Tínhamos saído sexta-feira, dia 15 de julho, pelas seis horas da tarde na direção noroeste, rumo ao Canadá. Atravessamos a fronteira logo após a cidade de Búfalo, no estado de Nova Iorque, pelas duas da madrugada, depois de um desnecessário misto de susto, desconforto e perplexidade. O oficial de fronteira canadense nos recebeu como se fôssemos dois possíveis criminosos. Sisudo, rude e desconfiado desde o primeiro instante, o baixinho de farda e colete à prova de balas deu vazão a sua estupidez com essa pergunta:
“Vocês estão carregando um daqueles sprays de pimenta?”
Quando, espantados, dissemos que não, ele não se contentou, e soltou mais essa pergunta estapafúrdia:
“Vocês têm alguma coisa contra sprays de pimenta?”
Caramba, de onde é que lhe veio essa idéia de que poderíamos estar carregando esse tipo de pistola para auto-segurança? O homem era muito estranho. Parecia cuspir ódio pelos olhos.

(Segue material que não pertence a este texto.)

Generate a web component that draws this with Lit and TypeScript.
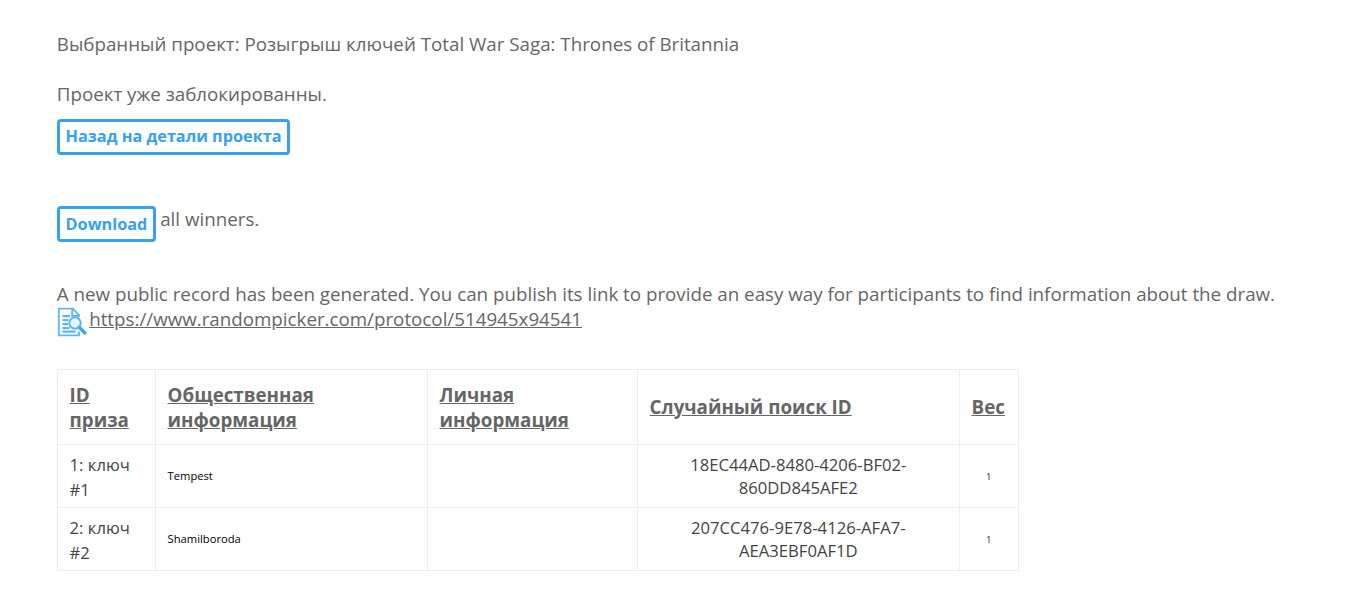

Deixou-nos entrar no seu belo país, mas antes nos atirou mais essas duas perguntas:
“Vocês estão carregando armas? Vocês têm armas em casa?”
Na noite de sábado, vinte e seis horas depois da partida, nós chegávamos à aconchegante Duluth, cidade que, entre todas, mundo afora, possui o cais comercial mais distante da costa. A cerca de 2.000 quilômetros, seu cais recebe navios transatlânticos. No Canadá eles descem o Canal do Rio São Lourenço, atravessam os cinco Grandes Lagos, e assim transportam minério de ferro e grãos para o resto do planeta. Com certeza Duluth também recebe outros viajantes que vêm de muito longe, como nós, que vimos nove veados mortos à beira do asfalto. Por ali também encontramos dois lindos ursos negros— livres, alegres e aventureiros filhotes a salpicar sob um escaldante sol de verão pelas estradas da vida.